Today video/audio conference is a virtual space where many of us spend their working hours. Still the experience of a conference suffer from many deficiencies depending on the fact that the way audio is captured and conveyed to the virtual space is inadequate. Our brains can separate the voice of competing speakers, and remove the effect of non-ideal acoustical properties of the physical space and/or the background noise in the same in the same physical environment.
However, when the acoustic signals from the different physical environments are merged in the virtual space, the operation of our brains can well not be as efficient. The result is a reduction in intelligibility of speech causing participants not fully understanding what their interlocutors are saying. The very purpose of the conference may be harmed and, at the end of the day, participants may very well feel more stressed than when they could meet people in person.
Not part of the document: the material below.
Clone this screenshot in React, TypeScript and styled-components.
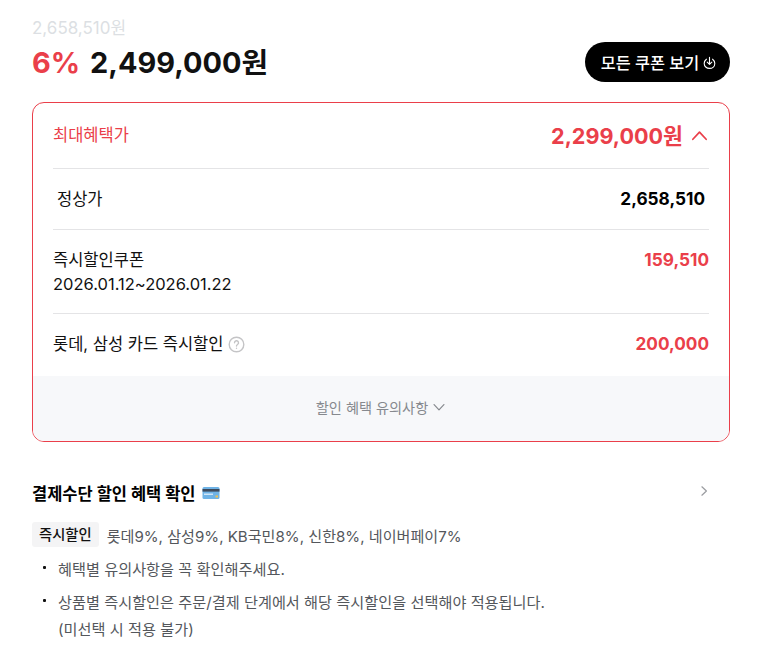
import styled, { createGlobalStyle } from 'styled-components';

const GlobalStyle = createGlobalStyle`
  html, body {
    margin: 0;
    padding: 0;
    background: #fff;
    font-family: Inter, "Noto Sans CJK KR", sans-serif;
  }
  * {
    box-sizing: border-box;
  }
`;

const Page = styled.div`
  width: 768px;
  height: 653px;
  padding: 17px 38px 0 32px;
  overflow: hidden;
`;

const OldPrice = styled.div`
  font-size: 17px;
  line-height: 22px;
  color: #dcdfe3;
`;

const PriceRow = styled.div`
  display: flex;
  align-items: center;
  justify-content: space-between;
  height: 40px;
  margin-top: 3px;
`;

const Prices = styled.div`
  display: flex;
  align-items: center;
  gap: 10px;
  padding-top: 1px;
  font-size: 28.9px;
  font-weight: 700;
  line-height: 38px;
  color: #111;
`;

const Percent = styled.span`
  color: #ea3f4a;
`;

const CouponButton = styled.button`
  display: flex;
  align-items: center;
  justify-content: center;
  gap: 3px;
  width: 145px;
  height: 40px;
  padding: 0 0 0 3px;
  border: 0;
  border-radius: 20px;
  background: #000;
  color: #fff;
  font-family: inherit;
  font-size: 16.3px;
  font-weight: 500;
`;

const Card = styled.section`
  margin-top: 20px;
  height: 340px;
  border: 1px solid #ea3f4a;
  border-radius: 12px;
  overflow: hidden;
`;

const Rows = styled.div`
  height: 273px;
  padding: 0 20px;
`;

const Row = styled.div<{ $height: number; $top?: boolean; $lift?: number }>`
  display: flex;
  justify-content: space-between;
  align-items: ${(p) => (p.$top ? 'flex-start' : 'center')};
  height: ${(p) => p.$height}px;
  padding-top: ${(p) => (p.$top ? '18px' : '0')};
  padding-bottom: ${(p) => p.$lift ?? 0}px;
  border-bottom: 1px solid #e4e4e6;

  &:last-child {
    border-bottom: 0;
  }
`;

const BenefitLabel = styled.span`
  font-size: 16.5px;
  color: #ea3f4a;
`;

const BenefitPrice = styled.div`
  display: flex;
  align-items: center;
  gap: 7px;
  font-size: 21.6px;
  font-weight: 700;
  color: #ea3f4a;
`;

const Label = styled.div<{ $indent?: boolean }>`
  display: flex;
  align-items: center;
  gap: 5px;
  padding-left: ${(p) => (p.$indent ? '4px' : '0')};
  font-size: 16.5px;
  line-height: 24px;
  color: #111;
`;

const Amount = styled.span<{ $red?: boolean; $inset?: boolean }>`
  font-size: 17.2px;
  font-weight: 700;
  line-height: 24px;
  padding-right: ${(p) => (p.$inset ? '4px' : '0')};
  color: ${(p) => (p.$red ? '#ea3f4a' : '#000')};
`;

const CardFooter = styled.div`
  display: flex;
  align-items: center;
  justify-content: center;
  gap: 4px;
  height: 65px;
  padding-bottom: 4px;
  background: #f7f8fa;
  font-size: 14.2px;
  color: #86898e;
`;

const MethodHeader = styled.div`
  display: flex;
  align-items: center;
  justify-content: space-between;
  height: 24px;
  margin-top: 39px;
  padding-right: 20px;
`;

const MethodTitle = styled.h3`
  display: flex;
  align-items: center;
  gap: 6px;
  margin: 0;
  font-size: 16.5px;
  font-weight: 700;
  color: #000;
`;

const MoreArrow = styled.span`
  display: flex;
  margin-bottom: 4px;
`;

const DiscountRow = styled.div`
  display: flex;
  align-items: center;
  gap: 8px;
  margin-top: 17px;
  font-size: 15.1px;
  color: #54575c;
`;

const Tag = styled.span`
  display: block;
  padding: 0 7px;
  height: 25px;
  line-height: 25px;
  border-radius: 3px;
  background: #f4f4f5;
  color: #111;
  font-size: 14.3px;
  font-weight: 500;
`;

const Notes = styled.ul`
  margin: 9px 0 0;
  padding: 0;
  list-style: none;
`;

const Note = styled.li`
  position: relative;
  margin-bottom: 6px;
  padding-left: 26px;
  font-size: 15.2px;
  line-height: 27px;
  color: #54575c;

  &::before {
    content: '';
    position: absolute;
    left: 11px;
    top: 10px;
    width: 3px;
    height: 3px;
    border-radius: 1px;
    background: #111;
  }
`;

function DownloadIcon() {
  return (
    <svg width="15" height="15" viewBox="0 0 15 15" fill="none" stroke="#fff" strokeWidth="1.1" strokeLinecap="round" strokeLinejoin="round">
      <path d="M4.4 4.2A5.3 5.3 0 0 0 2.2 8.4c0 2.9 2.3 5 5.3 5s5.3-2.1 5.3-5a5.3 5.3 0 0 0-2.2-4.2" />
      <path d="M7.5 2.4v6.8M5.2 7.1l2.3 2.3 2.3-2.3" />
    </svg>
  );
}

function Chevron({ size, dir, color, weight }: { size: number; dir: 'up' | 'down' | 'right'; color: string; weight: number }) {
  const d = dir === 'up' ? 'M3 15 10 7.5 17 15' : dir === 'down' ? 'M3 6.5 10 14l7-7.5' : 'M6.5 3 14 10l-7.5 7';
  return (
    <svg width={size} height={size} viewBox="0 0 20 20" fill="none" stroke={color} strokeWidth={weight} strokeLinecap="round" strokeLinejoin="round">
      <path d={d} />
    </svg>
  );
}

function HelpIcon() {
  return (
    <svg width="17" height="17" viewBox="0 0 17 17" fill="none" stroke="#c4c4c6" strokeWidth="1.4" strokeLinecap="round">
      <circle cx="8.5" cy="8.5" r="7.3" />
      <path d="M6.5 6.8a2 2 0 1 1 3 1.7c-.7.4-1 .8-1 1.5" />
      <path d="M8.5 12.2v.1" />
    </svg>
  );
}

function CardEmoji() {
  return (
    <svg width="18" height="14" viewBox="0 0 18 14">
      <rect x="0.5" y="1" width="17" height="12" rx="1.5" fill="#6fb3e6" />
      <rect x="0.5" y="3" width="17" height="2.6" fill="#3d4a5c" />
      <rect x="2" y="7.5" width="9" height="1.5" fill="#cfe6f7" />
      <rect x="13.5" y="9.5" width="2.5" height="2" fill="#f2c14e" />
    </svg>
  );
}

export default function App() {
  return (
    <Page>
      <GlobalStyle />
      <OldPrice>2,658,510원</OldPrice>
      <PriceRow>
        <Prices>
          <Percent>6%</Percent>
          <span>2,499,000원</span>
        </Prices>
        <CouponButton>
          모든 쿠폰 보기
          <DownloadIcon />
        </CouponButton>
      </PriceRow>

      <Card>
        <Rows>
          <Row $height={66} $lift={3}>
            <BenefitLabel>최대혜택가</BenefitLabel>
            <BenefitPrice>
              2,299,000원
              <Chevron size={19} dir="up" color="#ea3f4a" weight={1.8} />
            </BenefitPrice>
          </Row>
          <Row $height={61}>
            <Label $indent>정상가</Label>
            <Amount $inset>2,658,510</Amount>
          </Row>
          <Row $height={84} $top>
            <Label>
              즉시할인쿠폰
              <br />
              2026.01.12~2026.01.22
            </Label>
            <Amount $red>159,510</Amount>
          </Row>
          <Row $height={62} $lift={2}>
            <Label>
              롯데, 삼성 카드 즉시할인
              <HelpIcon />
            </Label>
            <Amount $red>200,000</Amount>
          </Row>
        </Rows>
        <CardFooter>
          할인 혜택 유의사항
          <Chevron size={14} dir="down" color="#86898e" weight={1.7} />
        </CardFooter>
      </Card>

      <MethodHeader>
        <MethodTitle>
          결제수단 할인 혜택 확인
          <CardEmoji />
        </MethodTitle>
        <MoreArrow>
          <Chevron size={12} dir="right" color="#9a9ca0" weight={2} />
        </MoreArrow>
      </MethodHeader>

      <DiscountRow>
        <Tag>즉시할인</Tag>
        롯데9%, 삼성9%, KB국민8%, 신한8%, 네이버페이7%
      </DiscountRow>

      <Notes>
        <Note>혜택별 유의사항을 꼭 확인해주세요.</Note>
        <Note>
          상품별 즉시할인은 주문/결제 단계에서 해당 즉시할인을 선택해야 적용됩니다.
          <br />
          (미선택 시 적용 불가)
        </Note>
      </Notes>
    </Page>
  );
}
Many of these problems can be alleviated or resolved if a microphone array is used to capture the speakers’ speech signals. The individual speech signals can be separated, the non-ideal acoustics of the space can be reduced and any background noise can be substantially suppressed.
The fourth context of Context-based Audio Enhancement (MPAI-CAE), called Enhanced Audioconference Experience (CAE-EAE), aims to provide a complete solution enabling the processing of speech signals from a microphone array to provide clear speech signals free from background noise and acoustics-related artefacts to improve the auditory quality of an audioconference experience. Specifically, CAE-EAE addresses the situation where one or more speakers are active in a noisy meeting room and try to communicate using speech with one or more interlocutors over the network.
The AIM Modules (AIM) required by this use case extract the speech signals of the individual speakers from the microphone array and reduce background noise and reverberation. CAE-EAE can also extract the spatial attributes of the speakers with respect to the position of the microphone array. This information, multiplexed with the multichannel audio can be properly used at the receiver side to create a spatial representation of the speech signals.
Figure 1 depicts the AI Module structure whose operation is described below.
Figure 1 – Enhanced Audioconference Experience Reference Model
- Analysis Transform AIM performs a time-frequency transformation to enable the operations downstream to be carried out in the frequency domain.
- Sound Field Description AIM converts the output from the Analysis Transform AIM into the spherical frequency domain.
- Speech Detection and Separation AIM detects the directions of active sound sources and separates the sources using the Source Model KB which provides simple acoustic source models. The separated sources can either be speech or non-speech.
- Noise Cancellation AIM eliminates background noise and reverberation producing a Denoised Speech in the frequency domain.
- Synthesis Transform AIM applies the inverse transform to Denoised Speech.
- Packager AIM produces a multiplexed stream which contains separated Multichannel Speech Streams and Audio Scene Geometry.
The MPAI CAE-EAE standard can change the experience of audio/video teleconference users.